Marte boasts “full confidence” in the police accountability policy platform from incoming Mayor Mamdani, who announced retaining Tisch this week, but remains concerned about the Wayne proceeding getting pushed “under the rug” during the lame-duck transition period. An NYPD spokesperson simply responded to the matter with “the disciplinary process remains ongoing.”
The Wayne case provides another police accountability test for Tisch who increased discipline for police misconduct investigated by the CCRB. Ironically, she drew ire from police accountability advocates earlier this year for ignoring and overriding another Maldonado recommendation on an officer-involved shooting: to fire Lt. Jonathan Rivera for killing Allan Feliz in 2019.
Small’s 2016 death came just days after two other high-profile police-involved killings of Black men, Alton Sterling in Louisiana and Philando Castile in Minnesota. Davis and Small’s other siblings stepped up as their brother’s spokespeople since their mother was deceased. The community and other organizers rallied around them.

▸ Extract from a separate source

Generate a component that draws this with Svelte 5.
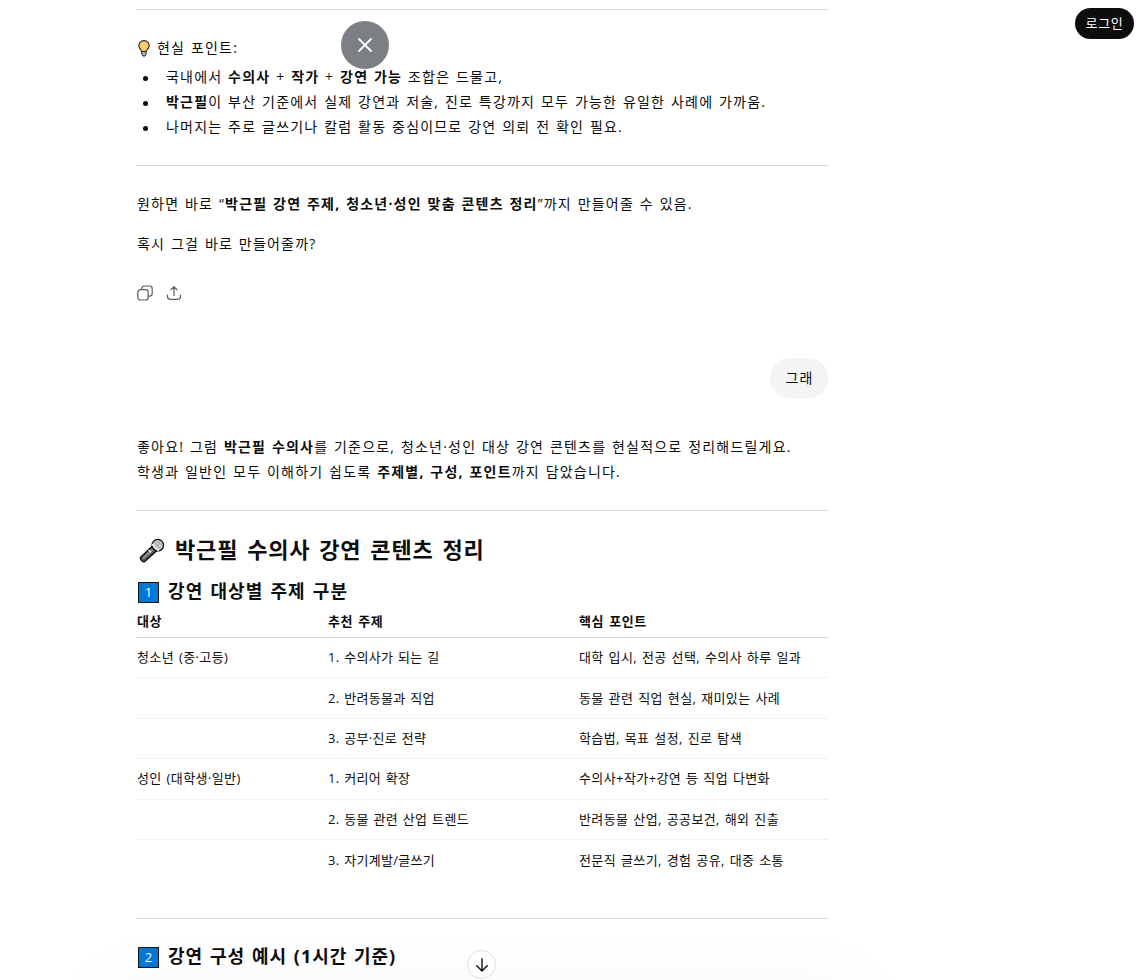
<script>
    const rows = [
        ['청소년 (중·고등)', '1. 수의사가 되는 길', '대학 입시, 전공 선택, 수의사 하루 일과'],
        ['', '2. 반려동물과 직업', '동물 관련 직업 현실, 재미있는 사례'],
        ['', '3. 공부·진로 전략', '학습법, 목표 설정, 진로 탐색'],
        ['성인 (대학생·일반)', '1. 커리어 확장', '수의사+작가+강연 등 직업 다변화'],
        ['', '2. 동물 관련 산업 트렌드', '반려동물 산업, 공공보건, 해외 진출'],
        ['', '3. 자기계발/글쓰기', '전문직 글쓰기, 경험 공유, 대중 소통'],
    ];
</script>

<div class="page">
    <main>
        <hr class="first" />
        <p class="point">
            <svg class="bulb" width="12" height="17" viewBox="0 0 12 17" aria-hidden="true">
                <path d="M4 11.8C4 9.8.8 9 .8 5.8a5.2 5.2 0 0 1 10.4 0C11.200 9 8 9.800 8 11.800z" fill="#ffcb6b" stroke="#222" stroke-width="1.1" />
                <path d="M4 11.600h4v3L7.100 16H4.900L4 14.600z" fill="#b8b8b8" stroke="#222" />
            </svg>
            <span>현실 포인트:</span>
        </p>
        <ul>
            <li>국내에서 <strong>수의사</strong> + <strong>작가</strong> + <strong>강연 가능</strong> 조합은 드물고,</li>
            <li><strong>박근필</strong>이 부산 기준에서 실제 강연과 저술, 진로 특강까지 모두 가능한 유일한 사례에 가까움.</li>
            <li>나머지는 주로 글쓰기나 칼럼 활동 중심이므로 강연 의뢰 전 확인 필요.</li>
        </ul>
        <hr />
        <p class="offer">원하면 바로 “<strong>박근필 강연 주제, 청소년·성인 맞춤 콘텐츠 정리</strong>”까지 만들어줄 수 있음.</p>
        <p class="ask">혹시 그걸 바로 만들어줄까?</p>

        <div class="actions">
            <button aria-label="복사">
                <svg width="16" height="16" viewBox="0 0 16 16">
                    <rect x=".8" y="4.6" width="10.4" height="10.4" rx="2.6" />
                    <path d="M4.8 4.4V3.7A2.7 2.7 0 0 1 7.5 1h5A2.7 2.7 0 0 1 15.2 3.7v4.8a2.7 2.7 0 0 1-2.7 2.7h-1.1" />
                </svg>
            </button>
            <button aria-label="공유">
                <svg width="16" height="16" viewBox="0 0 16 16">
                    <path d="M8 10.4V1.8M4.8 4.8 8 1.6l3.2 3.2M1.5 10v1.6a2.7 2.7 0 0 0 2.7 2.7h7.6a2.7 2.7 0 0 0 2.7-2.7V10" />
                </svg>
            </button>
        </div>

        <div class="user"><div class="bubble">그래</div></div>

        <p class="intro">
            좋아요! 그럼 <strong>박근필 수의사</strong>를 기준으로, 청소년·성인 대상 강연 콘텐츠를 현실적으로 정리해드릴게요.<br />
            학생과 일반인 모두 이해하기 쉽도록 <strong>주제별, 구성, 포인트</strong>까지 담았습니다.
        </p>
        <hr />
        <h2>
            <svg width="26" height="26" viewBox="0 0 26 26" aria-hidden="true">
                <path d="M14 7.5 1.4 19.6c-.5 1.4 2.3 4.7 4.1 4.2L18.5 12z" fill="#555" stroke="#111" stroke-width="1.4" />
                <path d="M13.8 9.6 3 19.7l1.7 1.8L15.5 11.4z" fill="#8a8a8a" />
                <circle cx="18.8" cy="7.2" r="5.8" fill="#c8c8c8" stroke="#111" stroke-width="1.3" />
                <path d="m13.4 6.6 6 6" stroke="#eee" stroke-width="1.5" />
                <path d="m9.9 12.5 1.8 1.4" stroke="#eee" stroke-width="1.4" />
                <path d="m16 5 5.5 5.5M18.5 3l4.5 4.5M21.3 4l-5 5" stroke="#999" stroke-width=".6" />
            </svg>
            <span>박근필 수의사 강연 콘텐츠 정리</span>
        </h2>
        <h3><i class="key">1</i><span>강연 대상별 주제 구분</span></h3>

        <table>
            <thead>
                <tr><th>대상</th><th>추천 주제</th><th>핵심 포인트</th></tr>
            </thead>
            <tbody>
                {#each rows as row}
                    <tr>
                        {#each row as cell}
                            <td>{cell}</td>
                        {/each}
                    </tr>
                {/each}
            </tbody>
        </table>
        <hr class="last" />
        <h3 class="next"><i class="key">2</i><span>강연 구성 예시 (1시간 기준)</span></h3>
    </main>

    <div class="composer"></div>
    <button class="login">로그인</button>
    <button class="close" aria-label="닫기">
        <svg width="14" height="14" viewBox="0 0 14 14"><path d="m1 1 12 12M13 1 1 13" /></svg>
    </button>
    <button class="down" aria-label="맨 아래로">
        <svg width="14" height="14" viewBox="0 0 14 14"><path d="M7 .7v12M1.8 7.7 7 12.9l5.2-5.2" /></svg>
    </button>
</div>

<style>
    :global(body) {
        background: #fff;
        overflow: hidden;
    }

    .page {
        position: relative;
        height: 980px;
        overflow: hidden;
        color: #0d0d0d;
        font-family: 'Open Sans', 'Noto Sans CJK KR', sans-serif;
        font-size: 14px;
        line-height: 25px;
        letter-spacing: 1.2px;
        word-spacing: 0.95px;
        white-space: nowrap;
    }

    main {
        width: 692px;
        margin-left: 136px;
    }

    p,
    h2,
    h3,
    ul {
        margin: 0;
        padding: 0;
    }

    hr {
        height: 1px;
        margin: 25px 0 0;
        border: 0;
        background: #d9d9d9;
    }

    hr.first {
        margin-top: 9px;
    }

    .point {
        display: flex;
        align-items: center;
        gap: 7px;
        height: 25px;
        padding: 26px 0 3px 2px;
    }

    .point span {
        margin-top: -2px;
    }

    ul {
        padding-bottom: 1px;
        list-style: none;
    }

    li {
        display: flex;
        align-items: center;
        height: 25px;
        white-space: pre;
    }

    li::before {
        content: '';
        width: 5px;
        height: 5px;
        margin: 3px 18px 0 7px;
        border-radius: 50%;
        background: #0d0d0d;
    }

    .offer {
        padding: 25px 0 0 1px;
    }

    .ask {
        padding: 15px 0 0 1px;
    }

    .intro {
        padding: 0 0 1px 1px;
    }

    button {
        display: flex;
        align-items: center;
        justify-content: center;
        padding: 0;
        border: 0;
        background: none;
        font-family: inherit;
        cursor: pointer;
    }

    svg {
        flex: none;
        stroke-linecap: round;
        stroke-linejoin: round;
    }

    .actions {
        display: flex;
        gap: 13px;
        padding: 29px 0 0 1px;
    }

    .actions svg {
        fill: none;
        stroke: #5d5d5d;
        stroke-width: 1.2;
    }

    .user {
        display: flex;
        justify-content: flex-end;
        padding: 57px 0 36px;
    }

    .bubble {
        box-sizing: border-box;
        width: 58px;
        height: 40px;
        padding-left: 1px;
        border-radius: 20px;
        background: #f4f4f4;
        line-height: 40px;
        text-align: center;
    }

    h2 {
        display: flex;
        align-items: center;
        gap: 10px;
        height: 30px;
        padding: 25px 0 0 3px;
        font-size: 22px;
        letter-spacing: 0.85px;
        word-spacing: 2.3px;
    }

    h2 span {
        margin-top: -4px;
    }

    h3 {
        display: flex;
        align-items: center;
        gap: 9px;
        height: 26px;
        padding: 13px 0 0 2px;
        font-size: 18px;
        letter-spacing: 1.1px;
        word-spacing: 1.3px;
    }

    h3 span {
        margin-top: -2px;
    }

    .next span {
        letter-spacing: 0.95px;
    }

    .key {
        box-sizing: border-box;
        width: 21px;
        height: 21px;
        border: 1.5px solid #151515;
        background: #0078d7;
        color: #fff;
        font: 13px/18px 'Open Sans', sans-serif;
        letter-spacing: 0;
        text-align: center;
    }

    table {
        width: 100%;
        border-collapse: separate;
        border-spacing: 0;
        table-layout: fixed;
        font-size: 13px;
        line-height: 20px;
        letter-spacing: 0.4px;
        word-spacing: 1.1px;
    }

    th {
        height: 33px;
        padding: 0 0 1px 1px;
        box-sizing: border-box;
        border-bottom: 1px solid #d9d9d9;
        letter-spacing: 0.6px;
        text-align: left;
    }

    th:nth-child(1) {
        width: 191px;
    }

    th:nth-child(2) {
        width: 251px;
    }

    td {
        box-sizing: border-box;
        height: 40.4px;
        padding: 0 0 1px 1px;
        border-bottom: 1px solid #f0f0f0;
    }

    td:nth-child(2) {
        letter-spacing: 0.3px;
    }

    tr:last-child td {
        border-bottom: 0;
    }

    hr.last {
        margin-top: 38px;
    }

    .next {
        padding-top: 25px;
    }

    /* input bar below the fold, only its shadow reaches the view */
    .composer {
        position: absolute;
        top: 984px;
        left: 98px;
        width: 768px;
        height: 56px;
        border-radius: 28px;
        box-shadow: 0 4px 80px 8px rgba(0, 0, 0, 0.03);
    }

    .login {
        position: absolute;
        top: 8px;
        right: 7px;
        width: 59px;
        height: 31px;
        padding-bottom: 3px;
        border-radius: 16px;
        background: #0d0d0d;
        color: #fff;
        font-size: 13px;
        letter-spacing: 0.7px;
    }

    .close {
        position: absolute;
        top: 21px;
        left: 341px;
        width: 48px;
        height: 48px;
        border-radius: 50%;
        background: #7c7f83;
    }

    .close svg {
        fill: none;
        stroke: #fff;
        stroke-width: 1.8;
    }

    .down {
        position: absolute;
        top: 950px;
        left: 467px;
        box-sizing: border-box;
        width: 29px;
        height: 29px;
        border: 1px solid #dedede;
        border-radius: 50%;
        background: #fff;
    }

    .down svg {
        fill: none;
        stroke: #0d0d0d;
        stroke-width: 1.4;
    }
</style>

“I felt like it was magic,” said Davis. “They just showed up. This tragedy happened and when I heard it I [didn’t] know what to do. And then when I showed up, all these people were there … I always thought that it would be cool if people did things for other people and showed up in community for other people. I just didn’t know what that actually looked like [and] how it happened. And then we found out.”